Vivaldo S. Melo / ACS - Foto - Sirnay Moro
A India da Praça
A escultura da Índia Terena, na Praça dos Estudantes, tem sido o centro de várias discussões. Como vivemos numa democracia, é importante que o povo fale.
Isto, contudo, não muda algumas coisas. Uma delas enfatizada na fala do próprio Cleir, o artista que desenvolveu o projeto: uma obra reflete a visão particular do seu criador.
Daí, a relevância de uma pergunta: Que índia é essa, diante da qual centenas de fotos tem sido tiradas e que está presente em várias mídias, especialmente blogs e orkuts?
Ouso dizer, com todo respeito e sem fazer apologia, que os que criticam a obra desejaram a reprodução de formas joviais, quem sabe exalando sensualidade, bem no espírito do hedonismo que predomina em nossa “cultura branca”.
Essa índia-objeto, porém, historicamente desrespeitada, usada, escravizada, não honraria a história da etnia terena nessas bandas do pantanal.

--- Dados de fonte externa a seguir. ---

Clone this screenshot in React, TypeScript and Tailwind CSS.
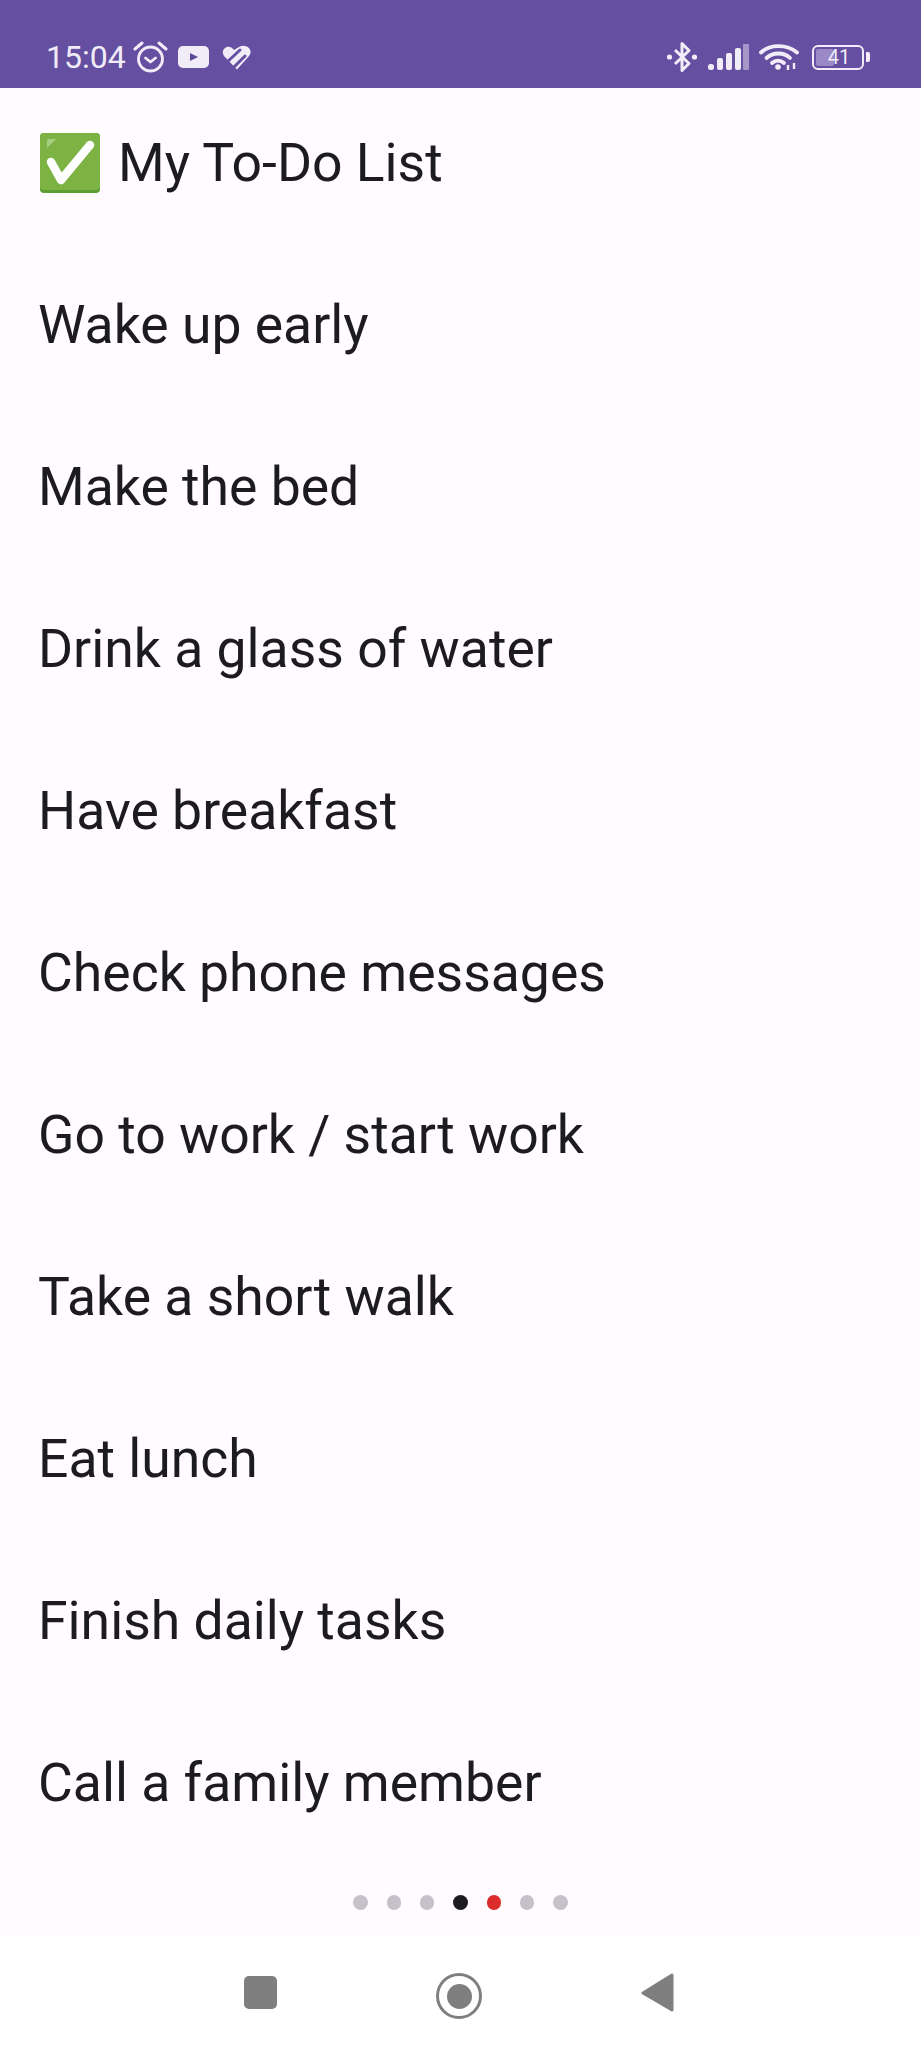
const items = [
  "Wake up early",
  "Make the bed",
  "Drink a glass of water",
  "Have breakfast",
  "Check phone messages",
  "Go to work / start work",
  "Take a short walk",
  "Eat lunch",
  "Finish daily tasks",
  "Call a family member",
];

function Alarm() {
  return (
    <svg width="35" height="32" viewBox="0 0 35 32" fill="none" stroke="#f1edf8" strokeWidth="2.8" strokeLinecap="round" strokeLinejoin="round">
      <circle cx="17.5" cy="18" r="12" />
      <path d="M12.5 17l5 4 5-4" />
      <path d="M2 8 9 2M33 8 26 2" strokeWidth="3" />
    </svg>
  );
}

function YouTube() {
  return (
    <svg width="31" height="22" viewBox="0 0 31 22">
      <rect width="31" height="22" rx="5" fill="#f1edf8" />
      <path d="M12 7l8 4-8 4z" fill="#5f4a9b" />
    </svg>
  );
}

function Heart() {
  return (
    <svg width="30" height="25" viewBox="0 0 30 25" fill="none">
      <path d="M15 24.5 2 11C-2 5 5-1 10 3l2 2 5-3C24-2 32 5 27 11Z" fill="#f1edf8" />
      <path d="M3 19 18 5" stroke="#654fa1" strokeWidth="3" strokeLinecap="round" />
      <path d="M10 24 23 11" stroke="#654fa1" strokeWidth="3" strokeLinecap="round" />
    </svg>
  );
}

function Bluetooth() {
  return (
    <svg width="32" height="34" viewBox="0 0 32 34" fill="none" stroke="#f1edf8" strokeWidth="3" strokeLinejoin="round">
      <path d="M9 10 23 23.5l-7 7V3.5l7 7L9 24" />
      <circle cx="3.5" cy="17" r="2.6" fill="#f1edf8" stroke="none" />
      <circle cx="28.5" cy="17" r="2.6" fill="#f1edf8" stroke="none" />
    </svg>
  );
}

function Signal() {
  return (
    <svg width="41" height="26" viewBox="0 0 41 26">
      <rect x="0" y="20" width="6" height="6" rx="2.5" fill="#f1edf8" />
      <rect x="9" y="14" width="6" height="12" rx="2" fill="#f1edf8" />
      <rect x="18" y="9" width="6" height="17" rx="2" fill="#f1edf8" />
      <rect x="27" y="4" width="6" height="22" rx="2" fill="#f1edf8" />
      <rect x="35" y="0" width="6" height="26" rx="1" fill="#a697c9" />
    </svg>
  );
}

function Wifi() {
  return (
    <svg width="40" height="26" viewBox="0 0 40 26" fill="none" stroke="#f1edf8" strokeWidth="3.8" strokeLinecap="round">
      <path d="M2 8.5C11 0 28 0 38 8.5" />
      <path d="M7.5 14C14 8 25 8 31 14" />
      <path d="M13 19C16.5 16 21.5 16 25 19" />
      <circle cx="19" cy="23" r="2.8" fill="#f1edf8" stroke="none" />
      <path d="M29 26v-5M35 19v6" strokeWidth="2.4" strokeLinecap="butt" />
    </svg>
  );
}

function Battery() {
  return (
    <div className="flex items-center gap-[2px]">
      <div className="relative flex h-[25px] w-[52px] items-center justify-center rounded-[6px] border-[2px] border-[#f1edf8]">
        <div className="absolute bottom-[2px] left-[2px] top-[2px] w-[18px] rounded-[2px] bg-[#9a89c6]" />
        <span className="relative ml-[2px] text-[20px] leading-none text-[#f1edf8]">41</span>
      </div>
      <div className="h-[10px] w-[4px] rounded-r-[2px] bg-[#f1edf8]" />
    </div>
  );
}

function CheckEmoji() {
  return (
    <svg width="60" height="60" viewBox="0 0 60 60" className="ml-[2px] shrink-0">
      <rect width="60" height="60" rx="4" fill="#5c9e31" />
      <rect width="60" height="57" rx="4" fill="#7cb342" />
      <path d="M8 6h8l-9 9V8z" fill="#a5cf7e" />
      <path d="M11 29 21 47 50 12" fill="none" stroke="#ffffff" strokeWidth="8.5" strokeLinecap="round" strokeLinejoin="round" />
    </svg>
  );
}

export default function App() {
  const dots = ["bg-[#c5c1c8]", "bg-[#c5c1c8]", "bg-[#c5c1c8]", "bg-[#1c1b1f]", "bg-[#db2b2b]", "bg-[#c5c1c8]", "bg-[#c5c1c8]"];
  return (
    <div className="flex h-[2048px] w-[921px] flex-col overflow-hidden bg-[#fffbfe] font-['Roboto',sans-serif]">
      <div className="flex h-[88px] items-center justify-between bg-[#654fa1] pl-[46px] pr-[51px] pt-[26px]">
        <div className="flex items-center">
          <span className="text-[32px] leading-none text-[#f1edf8]">15:04</span>
          <div className="ml-[7px]"><Alarm /></div>
          <div className="ml-[10px]"><YouTube /></div>
          <div className="ml-[13px]"><Heart /></div>
        </div>
        <div className="flex items-center">
          <Bluetooth />
          <div className="ml-[10px]"><Signal /></div>
          <div className="ml-[10px]"><Wifi /></div>
          <div className="ml-[13px]"><Battery /></div>
        </div>
      </div>

      <div className="flex flex-1 flex-col bg-[#fffbfe]">
        <div className="flex flex-col gap-[91px] pl-[38px] pt-[39px] text-[53.5px] leading-[71px] text-[#1c1b1f]">
          <div className="flex items-center gap-[18px]">
            <CheckEmoji />
            <span>My To-Do List</span>
          </div>
          {items.map((t) => (
            <div key={t}>{t}</div>
          ))}
        </div>
        <div className="mt-auto flex h-[41px] items-start justify-center gap-[18.8px]">
          {dots.map((c, i) => (
            <div key={i} className={`h-[14.5px] w-[14.5px] rounded-full ${c}`} />
          ))}
        </div>
      </div>

      <div className="flex h-[112px] items-start bg-white pl-[244px] pt-[37px]">
        <div className="mt-[3px] h-[33px] w-[33px] rounded-[5px] bg-[#7f7f7f]" />
        <div className="ml-[159px] flex h-[46px] w-[46px] items-center justify-center rounded-full border-[3px] border-[#7f7f7f]">
          <div className="h-[25px] w-[25px] rounded-full bg-[#7f7f7f]" />
        </div>
        <svg width="34" height="40" viewBox="0 0 34 40" className="ml-[159px]">
          <path d="M31 2 2 20l29 17z" fill="#7f7f7f" stroke="#7f7f7f" strokeWidth="3" strokeLinejoin="round" />
        </svg>
      </div>
    </div>
  );
}
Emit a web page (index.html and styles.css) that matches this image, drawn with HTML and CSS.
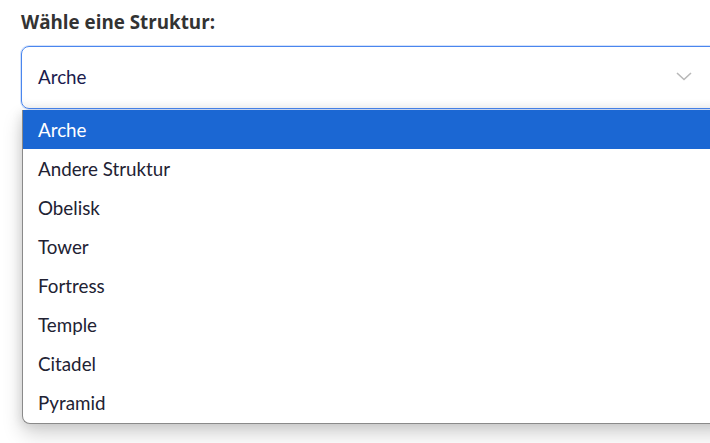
FILE: index.html
```html
<!DOCTYPE html>
<html lang="de">
<head>
<meta charset="utf-8">
<link rel="stylesheet" href="styles.css">
</head>
<body>
<div class="page">
  <label class="label">Wähle eine Struktur:</label>
  <div class="select-wrap">
    <div class="select">
      <span class="value">Arche</span>
      <svg class="chevron" width="16" height="9" viewBox="0 0 16 9"><path d="M1 1 L8 7.5 L15 1" fill="none" stroke="#b8b8b8" stroke-width="1.6"/></svg>
    </div>
    <ul class="options">
      <li class="option selected">Arche</li>
      <li class="option">Andere Struktur</li>
      <li class="option">Obelisk</li>
      <li class="option">Tower</li>
      <li class="option">Fortress</li>
      <li class="option">Temple</li>
      <li class="option">Citadel</li>
      <li class="option">Pyramid</li>
    </ul>
  </div>
</div>
</body>
</html>
```
FILE: styles.css
```css
html, body {
  margin: 0;
  padding: 0;
  background: #ffffff;
  overflow: hidden;
  width: 710px;
  height: 443px;
}
.page {
  padding: 10px 0 0 21px;
  font-family: Lato, "Open Sans", sans-serif;
}
.label {
  display: block;
  font-family: "Open Sans", Lato, sans-serif;
  font-weight: 700;
  font-size: 18.8px;
  color: #333333;
  line-height: 24px;
  margin-bottom: 12px;
}
.select-wrap {
  width: 710px;
}
.select {
  box-sizing: border-box;
  height: 63px;
  border: 1px solid #4a86ee;
  border-radius: 8px;
  box-shadow: 0 0 0 1px rgba(74,134,238,0.25), inset 0 -8px 10px -6px rgba(0,0,0,0.06);
  display: flex;
  align-items: center;
  padding: 0 0 0 16px;
}
.value {
  font-size: 18.8px;
  color: #1b1b4d;
  flex: 1;
  position: relative;
  top: -1px;
}
.chevron {
  margin-right: 38px;
  position: relative;
  top: -1px;
}
.options {
  list-style: none;
  margin: 1px 0 0 1px;
  padding: 0 0 1px 0;
  border-left: 1px solid #8a8a8a;
  border-bottom: 1px solid #8a8a8a;
  border-radius: 0 0 0 8px;
  box-shadow: 0 10px 20px rgba(0,0,0,0.18), -2px 2px 10px rgba(0,0,0,0.08);
  background: #fff;
}
.option {
  height: 39px;
  line-height: 40px;
  padding-left: 15px;
  font-size: 18.8px;
  color: #222233;
}
.option.selected {
  background: #1b67d3;
  color: #ffffff;
}
```
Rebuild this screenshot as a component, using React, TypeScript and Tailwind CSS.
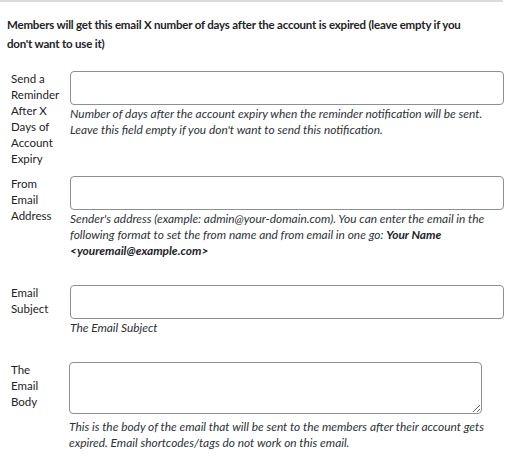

Arriscando uma interpretação particular, pelo simples desejo de me manifestar, vejo a Índia da Praça como “a índia velha” idealizada pelo meu conterrâneo – artista, poeta e escritor e “desvendador” de almas – Emmanuel Marinho.
Neste que foi o seu primeiro poema, desnuda-se uma índia que sofre as conseqüências de uma sociedade repressora e punitiva, como lembra o mestre Carlos Alberto Correia, da UFMS.
A Índia da Praça evoca lembranças e conteúdos de uma mulher – e por extensão uma raça – com direito a fala, mas que só agora o faz, mesmo sem quaisquer pronuncias. Quando a vejo penso em uma história de lutas.
É possível dizer, portanto, que ela materializa a trajetória de um povo que desejou ser feliz, quando aqui se estabeleceu, num passado longínquo – do seu jeito/com seu jeito – sem nunca consegui-lo de maneira plena.
Neste sentido, a escultura pode ser vista como uma forma de dizer: “Estamos aqui. Queremos ser vistos como somos e não do jeito que vocês querem”. A india nova, produzida, que alguns desejavam ver num canto da Praça, seria uma negação da história.
A velha índia, porém, é a síntese perfeita desta história. E pode despertar no povo de Aquidauana, doravante, o sentimento correto do respeito e quem sabe até da reparação pelo mal que já se fez.
Ao darmos a ela a voz que foi suprimida por tanto tempo e por tantos motivos, fazendo cair por terra o preconceito vil – de vê-la como parte de uma sub-raça – criaremos condições, no futuro, para que outra índia seja erigida, essa sim jovem, representando a nova visão que se criou com a presença da “velha índia”: ideal, justa e digna!